Who knows what would have happened in NC State’s coaching search if Keatts and UNCW had topped Virginia and then perhaps upset Florida in the second round.

“I wasn’t going to have any control on whether he beats Virginia,” Yow said. “I was watching like everyone else. I just wanted to be there first. There is something to be said to be able to share the vision of NC State at that time first.

"I was able to do that when he lost out West in Salt Lake City or somewhere like that. The next afternoon I was with him as soon as he got home [to Wilmington]. He was hired by 7 p.m.”

Yow recalled having dinner with Moore in Cary, N.C., when he was going through the coaching search process. Yow still laughs at Moore’s forwardness.

“Dinner ends and I turn to Wes and say, ‘I enjoyed getting to know you more,’” Yow said. “I knew the next day he was still going to be here interviewing.

“He said, ‘Are you going to offer me the job or not?’ I had not had anyone say that to me in an interview. I said, ‘Right now? I’d like to think about what we talked about.’ He said, ‘I figure if you don’t offer it to me now, you are never going to offer it to me.’ I said, ‘That’s not true, I just have to think about it.’

“He has his version of what was said, and that’s my version. And my version was accurate.”

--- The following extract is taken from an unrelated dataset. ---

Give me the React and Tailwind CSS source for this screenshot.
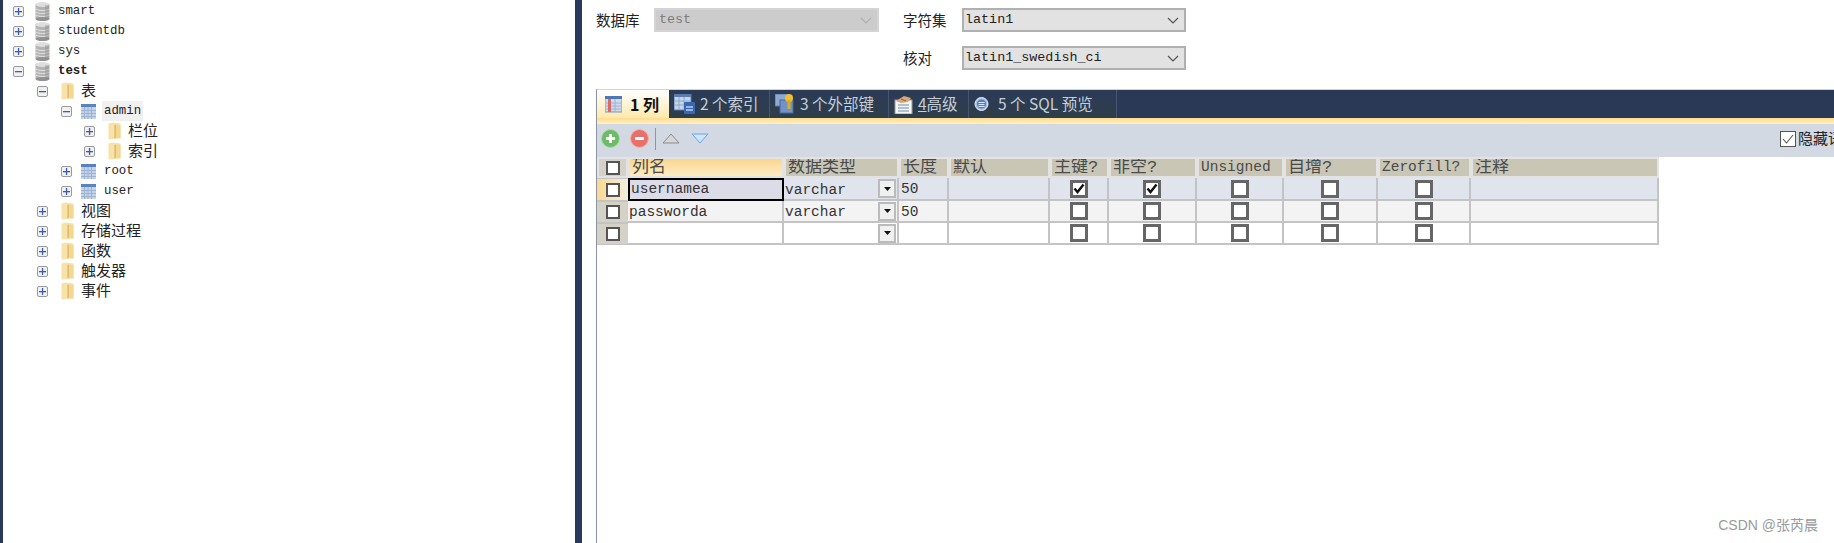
const mono = "font-['Liberation_Mono','Noto_Sans_CJK_SC',monospace]";
const cjk = "font-['Noto_Sans_CJK_SC','Liberation_Sans',sans-serif]";
const sans = "font-['Liberation_Sans','Noto_Sans_CJK_SC',sans-serif]";

const treeRows = [
  { label: "smart", pad: "pl-[10px]", box: "+", icon: "db" },
  { label: "studentdb", pad: "pl-[10px]", box: "+", icon: "db" },
  { label: "sys", pad: "pl-[10px]", box: "+", icon: "db" },
  { label: "test", pad: "pl-[10px]", box: "-", icon: "db", bold: true },
  { label: "表", pad: "pl-[34px]", box: "-", icon: "folder" },
  { label: "admin", pad: "pl-[58px]", box: "-", icon: "table", selected: true },
  { label: "栏位", pad: "pl-[81px]", box: "+", icon: "folder" },
  { label: "索引", pad: "pl-[81px]", box: "+", icon: "folder" },
  { label: "root", pad: "pl-[58px]", box: "+", icon: "table" },
  { label: "user", pad: "pl-[58px]", box: "+", icon: "table" },
  { label: "视图", pad: "pl-[34px]", box: "+", icon: "folder" },
  { label: "存储过程", pad: "pl-[34px]", box: "+", icon: "folder" },
  { label: "函数", pad: "pl-[34px]", box: "+", icon: "folder" },
  { label: "触发器", pad: "pl-[34px]", box: "+", icon: "folder" },
  { label: "事件", pad: "pl-[34px]", box: "+", icon: "folder" },
];

const columns = [
  { name: "列名", active: true, big: true },
  { name: "数据类型", big: true },
  { name: "长度", big: true },
  { name: "默认", big: true },
  { name: "主键?", big: true },
  { name: "非空?", big: true },
  { name: "Unsigned" },
  { name: "自增?", big: true },
  { name: "Zerofill?" },
  { name: "注释", big: true },
];

const rows = [
  { name: "usernamea", type: "varchar", len: "50", pk: true, notNull: true, bg: "bg-[#e0e4ed]", active: true },
  { name: "passworda", type: "varchar", len: "50", bg: "bg-[#f3f3f3]" },
  { name: "", type: "", len: "", bg: "bg-white" },
];

const tabs = [
  { label: "2 个索引", icon: "index", width: "w-[101px]" },
  { label: "3 个外部键", icon: "key", width: "w-[119px]" },
  { label: "高级", icon: "adv", width: "w-[80px]", mnemonic: "4" },
  { label: "5 个 SQL 预览", icon: "sql", width: "w-[148px]" },
];

function ExpandBox({ type }) {
  return (
    <span className="flex h-[11px] w-[11px] shrink-0 items-center justify-center rounded-[2px] border border-[#9a9a9a] bg-[#f1f1f1]">
      <svg width="7" height="7" viewBox="0 0 7 7">
        <rect x="0" y="3" width="7" height="1.3" fill={type === "+" ? "#3b5db0" : "#4a5f9a"} />
        {type === "+" && <rect x="2.9" y="0" width="1.3" height="7" fill="#3b5db0" />}
      </svg>
    </span>
  );
}

function DbIcon() {
  return (
    <svg width="15" height="19" viewBox="0 0 15 19" className="ml-[11px] shrink-0">
      <rect x="0.5" y="2" width="14" height="15" fill="#b4b4b4" />
      <ellipse cx="7.5" cy="17" rx="7" ry="2" fill="#929292" />
      <ellipse cx="7.5" cy="2.5" rx="7" ry="2.5" fill="#dedede" />
      <path d="M1 7c3 2 10 2 13 0M1 10c3 2 10 2 13 0M1 13c3 2 10 2 13 0" stroke="#e4e4e4" strokeWidth="1" fill="none" />
      <rect x="10" y="3" width="4" height="14" fill="#7f7f7f" opacity="0.3" />
    </svg>
  );
}

function FolderIcon() {
  return (
    <svg width="13" height="18" viewBox="0 0 13 18" className="ml-[13px] shrink-0">
      <path d="M0.5 1.5 5 0.5 12.5 1.5V16.5L0.5 17.5Z" fill="#f8e2a8" />
      <path d="M6.5 3 7.8 2.5V15.5L6.5 16.5Z" fill="#d0ae62" />
      <path d="M7.8 2.5 12.5 3V16.5L7.8 15.5Z" fill="#f5d88f" />
    </svg>
  );
}

function TableIcon() {
  return (
    <svg width="15" height="15" viewBox="0 0 15 15" className="ml-[9px] shrink-0">
      <rect width="15" height="15" fill="#c4d3e8" />
      <rect width="15" height="3" fill="#5a82bd" />
      <path d="M0 6.5h15M0 9.5h15M0 12.5h15M3.5 3v12M7 3v12M10.5 3v12" stroke="#9cb3d4" strokeWidth="1" />
    </svg>
  );
}

function TreeRow({ row }) {
  const isCjk = /[^a-z]/.test(row.label);
  return (
    <div className={`flex h-5 items-center ${row.pad}`}>
      <ExpandBox type={row.box} />
      {row.icon === "db" && <DbIcon />}
      {row.icon === "folder" && <FolderIcon />}
      {row.icon === "table" && <TableIcon />}
      {isCjk ? (
        <span className={`ml-[7px] -translate-y-px text-[15px] text-[#222] ${cjk}`}>{row.label}</span>
      ) : row.selected ? (
        <span className={`ml-[6px] bg-[#f0f0f0] px-[2px] text-[12.4px] leading-5 text-[#222] ${mono}`}>{row.label}</span>
      ) : (
        <span className={`ml-2 text-[12.4px] text-[#222] ${row.bold ? "font-bold" : ""} ${mono}`}>
          {row.label}
        </span>
      )}
    </div>
  );
}

function SelectBox({ value, disabled }) {
  return (
    <div
      className={`flex items-center justify-between border-2 pl-[1px] pr-[5px] text-[13.4px] ${mono} ${
        disabled ? "border-[#d4d4d4] bg-[#cccccc] pl-[3px] text-[12.5px] text-[#7d7d7d]" : "border-[#b0b0b0] bg-[#e2e2e2] text-[#222]"
      }`}
    >
      <span>{value}</span>
      <svg width="12" height="7" viewBox="0 0 12 7">
        <path d="M1 1l5 5 5-5" fill="none" stroke={disabled ? "#b0b0b0" : "#555"} strokeWidth="1.2" />
      </svg>
    </div>
  );
}

function TabIcon({ type }) {
  if (type === "index") {
    return (
      <svg width="21" height="20" viewBox="0 0 21 20" className="shrink-0">
        <rect width="17" height="16" y="0" fill="#c7d5e8" stroke="#5b7cae" />
        <rect width="17" height="3" fill="#5b7cae" />
        <path d="M0 7h17M0 11h17M5 3v13M10 3v13" stroke="#8ea7cc" />
        <rect x="10" y="8" width="11" height="12" rx="1" fill="#3768b4" />
        <path d="M12 13h7M12 16h7" stroke="#fff" strokeWidth="1.2" />
      </svg>
    );
  }
  if (type === "key") {
    return (
      <svg width="20" height="20" viewBox="0 0 20 20" className="shrink-0">
        <rect width="13" height="12" fill="#8fa9cf" stroke="#5b7cae" />
        <rect x="5" y="6" width="13" height="13" fill="#6f93c6" stroke="#46699f" />
        <circle cx="14" cy="4" r="4" fill="#f0c030" />
        <rect x="12.5" y="6" width="3" height="9" fill="#e0aa20" />
      </svg>
    );
  }
  if (type === "adv") {
    return (
      <svg width="19" height="19" viewBox="0 0 19 19" className="shrink-0">
        <rect x="1" y="5" width="17" height="14" fill="#f6f6f0" stroke="#999" />
        <path d="M4 10h11M4 13h11M4 16h11" stroke="#6a8abd" />
        <path d="M2 6 10 1l7 2-3 4-7 1Z" fill="#d9a679" />
        <path d="M7 4l5 2" stroke="#8e6238" />
      </svg>
    );
  }
  return (
    <svg width="19" height="19" viewBox="0 0 19 19" className="shrink-0">
      <path d="M11 12l7 6" stroke="#3d3a36" strokeWidth="2" />
      <circle cx="7.5" cy="9" r="6.5" fill="#a6c0e6" stroke="#e6eef8" />
      <circle cx="7.5" cy="9" r="4.5" fill="#4f7fc4" />
      <path d="M4.5 7.5h6M4.5 9.5h6M4.5 11.5h6" stroke="#dfe9f6" />
    </svg>
  );
}

function ActiveTabIcon() {
  return (
    <svg width="17" height="17" viewBox="0 0 17 17" className="shrink-0">
      <rect width="17" height="16" fill="#d2dbe8" stroke="#7d97bd" />
      <rect width="17" height="3" fill="#4d78b8" />
      <path d="M1 7h15M1 10h15M1 13h15M10 3v13" stroke="#9db2d2" />
      <rect x="3" y="3" width="3" height="13" fill="#d86a6a" />
    </svg>
  );
}

function RoundButton({ color, sign }) {
  const fill = color === "green" ? "#6dbb69" : "#e9706a";
  const edge = color === "green" ? "#a9d9a5" : "#f3b0ab";
  return (
    <svg width="19" height="19" viewBox="0 0 19 19" className="shrink-0">
      <circle cx="9.5" cy="9.5" r="9" fill={fill} stroke={edge} />
      <rect x="5" y="8" width="9" height="3" rx="0.5" fill="#fff" />
      {sign === "+" && <rect x="8" y="5" width="3" height="9" rx="0.5" fill="#fff" />}
    </svg>
  );
}

function CheckBox({ checked }) {
  return (
    <span className="flex h-[18px] w-[18px] items-center justify-center border-[3px] border-[#666] bg-white">
      {checked && (
        <svg width="12" height="11" viewBox="0 0 12 11">
          <path d="M1.5 5.5 4.5 9 10.5 1.5" fill="none" stroke="#111" strokeWidth="2.4" />
        </svg>
      )}
    </span>
  );
}

function RowHeaderBox() {
  return <span className="block h-[14px] w-[14px] border-2 border-[#555] bg-white" />;
}

function TypeButton() {
  return (
    <span className="ml-auto mr-[1px] flex h-[19px] w-[18px] shrink-0 items-center justify-center border-2 border-[#bbb] bg-[#f0f0f0]">
      <svg width="7" height="4" viewBox="0 0 7 4">
        <path d="M0 0h7L3.5 4Z" fill="#111" />
      </svg>
    </span>
  );
}

export default function App() {
  return (
    <div className="flex h-[543px] w-[1834px] overflow-hidden bg-white">
      <div className="w-[3px] shrink-0 bg-[#29395a]" />

      {/* object tree */}
      <div className="w-[572px] shrink-0 pt-px">
        {treeRows.map((row) => (
          <TreeRow key={row.label} row={row} />
        ))}
      </div>

      <div className="w-[7px] shrink-0 bg-[#29395a]" />

      <div className="flex min-w-0 flex-1 flex-col pl-[14px]">
        {/* database / charset form */}
        <div className="grid h-[89px] shrink-0 grid-cols-[58px_225px_83px_224px] grid-rows-[24px_24px] items-stretch gap-y-[14px] pt-[8px] text-[14.5px] text-[#222]">
          <span className={`self-center ${cjk}`}>数据库</span>
          <SelectBox value="test" disabled />
          <span className={`self-center pl-6 ${cjk}`}>字符集</span>
          <SelectBox value="latin1" />
          <span className="col-start-3 self-center pl-6">
            <span className={cjk}>核对</span>
          </span>
          <SelectBox value="latin1_swedish_ci" />
        </div>

        <div className="flex min-h-0 flex-1 flex-col border-t border-l border-t-[#d4d4d4] border-l-[#8a94a3]">
          {/* tabs */}
          <div className="flex h-7 shrink-0 bg-[#2a3a56]">
            <div className="flex w-[72px] items-center gap-[8px] bg-gradient-to-b from-white to-[#ffe8ab] pl-2">
              <ActiveTabIcon />
              <span className={`text-[16px] font-bold text-[#111] ${cjk}`}>1 列</span>
            </div>
            {tabs.map((tab) => (
              <div
                key={tab.label}
                className={`flex ${tab.width} items-center gap-[5px] border-r border-[#46566f] bg-gradient-to-b from-[#2b3b58] to-[#2e3d48] pl-[5px] text-[15.5px] text-[#c6cfdb] ${cjk}`}
              >
                <TabIcon type={tab.icon} />
                <span className="whitespace-nowrap">
                  {tab.mnemonic && <u>{tab.mnemonic}</u>}
                  {tab.label}
                </span>
              </div>
            ))}
          </div>
          <div className="h-[6px] shrink-0 bg-gradient-to-b from-[#fddc8c] to-[#fff1c6]" />

          {/* toolbar */}
          <div className="flex h-[33px] shrink-0 items-center bg-[#d2d9e3] pb-[4px] pl-1">
            <RoundButton color="green" sign="+" />
            <span className="ml-[10px]">
              <RoundButton color="red" sign="-" />
            </span>
            <span className="ml-[6px] h-[22px] w-px bg-[#8f959d]" />
            <svg width="18" height="11" viewBox="0 0 18 11" className="ml-[6px]">
              <path d="M1 10 9 1l8 9Z" fill="#d6d6d6" stroke="#8c8c8c" />
            </svg>
            <svg width="18" height="11" viewBox="0 0 18 11" className="ml-[11px]">
              <path d="M1 1h16L9 10Z" fill="#cfe4f8" stroke="#62a9e6" />
            </svg>
            <div className="ml-auto flex w-[54px] shrink-0 items-center gap-[2px] overflow-hidden">
              <span className="flex h-4 w-4 shrink-0 items-center justify-center border border-[#555] bg-white">
                <svg width="12" height="10" viewBox="0 0 12 10">
                  <path d="M1 5l3.5 4L11 1" fill="none" stroke="#555" strokeWidth="1.1" />
                </svg>
              </span>
              <span className={`whitespace-nowrap text-[15px] text-[#222] ${cjk}`}>隐藏语言选项</span>
            </div>
          </div>

          {/* column grid */}
          <div className="grid w-[1062px] grid-cols-[31px_156px_115px_50px_101px_59px_88px_87px_94px_93px_188px] grid-rows-[21px_23px_22px_22px]">
            <div className="flex items-center justify-center border-2 border-[#e3e3e3] bg-[#d4d2c6]">
              <RowHeaderBox />
            </div>
            {columns.map((col) => (
              <div
                key={col.name}
                className={`flex items-center overflow-hidden whitespace-nowrap border-2 border-[#e3e3e3] pl-[2px] text-[#4a4a4a] ${
                  col.big ? "text-[17px]" : "text-[14.5px]"
                } ${col.active ? "bg-gradient-to-b from-[#f9d68e] to-[#fdecc4]" : "bg-[#c9c6b6]"} ${mono}`}
              >
                {col.name}
              </div>
            ))}

            {rows.map((row, i) => (
              <div key={i} className="contents">
                <div
                  className={`flex items-center justify-center border-y border-[#c4c4c4] ${
                    row.active ? "bg-gradient-to-r from-[#fbd98f] to-[#f1eee0]" : "bg-[#d4d2c6]"
                  }`}
                >
                  <RowHeaderBox />
                </div>
                <div
                  className={`flex items-center pl-[1px] text-[14.5px] text-[#333] ${mono} ${
                    row.active
                      ? "border-2 border-black bg-[#dcdce9]"
                      : `border-r-2 border-b-2 border-[#c4c4c4] pt-[3px] ${row.bg}`
                  }`}
                >
                  {row.name}
                </div>
                <div className={`flex items-center border-r-2 border-b-2 border-[#c4c4c4] pl-[1px] text-[14.5px] text-[#333] ${row.bg} ${mono}`}>
                  <span className="translate-y-[2px]">{row.type}</span>
                  <TypeButton />
                </div>
                <div className={`flex items-center border-r-2 border-b-2 border-[#c4c4c4] pl-[2px] pt-[3px] text-[14.5px] text-[#333] ${row.bg} ${mono}`}>
                  {row.len}
                </div>
                <div className={`border-r-2 border-b-2 border-[#c4c4c4] ${row.bg}`} />
                {[row.pk, row.notNull, false, false, false].map((checked, c) => (
                  <div key={c} className={`flex items-center justify-center border-r-2 border-b-2 border-[#c4c4c4] ${row.bg}`}>
                    <CheckBox checked={checked} />
                  </div>
                ))}
                <div className={`border-r-2 border-b-2 border-[#c4c4c4] ${row.bg}`} />
              </div>
            ))}
          </div>

          <div className="mt-auto flex justify-end pb-[7px] pr-4 text-[14px] text-[#9a9a9a]">
            <span className={sans}>CSDN @张芮晨</span>
          </div>
        </div>
      </div>
    </div>
  );
}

Yow had targeted two other women’s basketball coaches, but they projected some rebuilding years on the horizon at NC State and wanted to be paid at least $700,000 a year. Yow had aimed to find the best female basketball coach in the country.

Moore was willing to tackle the rebuild at $400,000 and prove that his success at Tennessee-Chattanooga.

“I think he’s a program turner and I think he is the real deal [that] never had this opportunity at the Power Five level,” Yow said.